If you want to use soft NFS mounts with Ignite you can try mounting filesystem manually with 'soft' option before running make_net_recovery. make_net_recovery won't try to remount the filesystem if it's already mounted.

# mount -o soft :/var/opt/ignite/clients /var/opt/ignite/recovery_client_mnt
# /opt/ignite/bin/make_net_recovery -s
# umount /var/opt/ignite/recovery_client_mnt
Steven E. Protter
Exalted Contributor

Re: Ignite Server and NFS Hang

I understand your ignite concerns.

Ignite imaging is used in my shop and extensively all over hp. Every time I went to class and messed over a education center machine, Ignite was used to fix it.

That being said, the issues you are experiencing with Ignite are networking issues. They may or may not have to do with your Ignite configuration.

Its possible there is a networking issue uncovered with Ignite.

You are busy and have a lot more machines to maintain than I do. It still might be worth carefully looking into this issue.

I think there is probably an inconsistency in your server or client instl_adm -d ouptut. That means a network setting is wrong somewhere and is responsible for the entire NFS hang issue.

I had this exact same issue and the response center helped me fix it and avoid a nasty production problem that was just waiting to happen because of how someone had my switch port settings set.

Maybe the response center is the way to go.

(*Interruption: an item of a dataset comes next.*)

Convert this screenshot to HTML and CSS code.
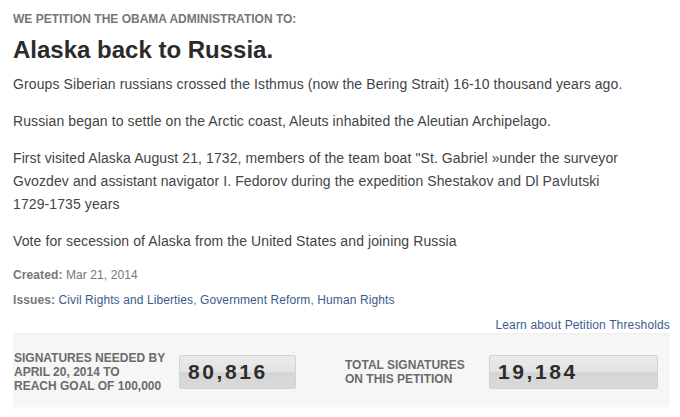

If you post some specific data I'm betting you can resolve the issue right here without disrupting production.

Regards and good luck,

steve
Steven E Protter
Owner of ISN Corporation
http://isnamerica.com
http://hpuxconsulting.com
Sponsor: http://hpux.ws
Twitter: http://twitter.com/hpuxlinux
Founder http://newdatacloud.com
Michael Roberts_3
Honored Contributor

Re: Ignite Server and NFS Hang

From mount_nfs(1M):

Hard vs. Soft
File systems that are mounted read-write or that contain
executable files should always be mounted with the hard option.
Applications using soft mounted file systems may incur unexpected
I/O errors.

Since the purpose of make_net_recovery is an "insurance" in case of future disaster, the most conservative path (hard mount) was taken with regard to writing the archives on NFS.
etouq ot hguone revelc ton m'i
hpuxrox
Respected Contributor

Re: Ignite Server and NFS Hang

After working with HP Support, they stated that the mounting of the file systems is hardcoded in the make_net_recovery command. So, that can not be changed. They also suggested running a script that verifies that the NFS mounts have been dismounted properly; which I will put in the make_net_recovery push script. I talked with my mananger and suggested clustering the server due to its criticality, and he seems to not have much of an issue with it. so, i guess my solution, or rather mediation, is to,

Script to verify mounts
MC/SG Clustering of the ignite server

Thanks for all your help
hpuxrox
Respected Contributor

Re: Ignite Server and NFS Hang

Thanks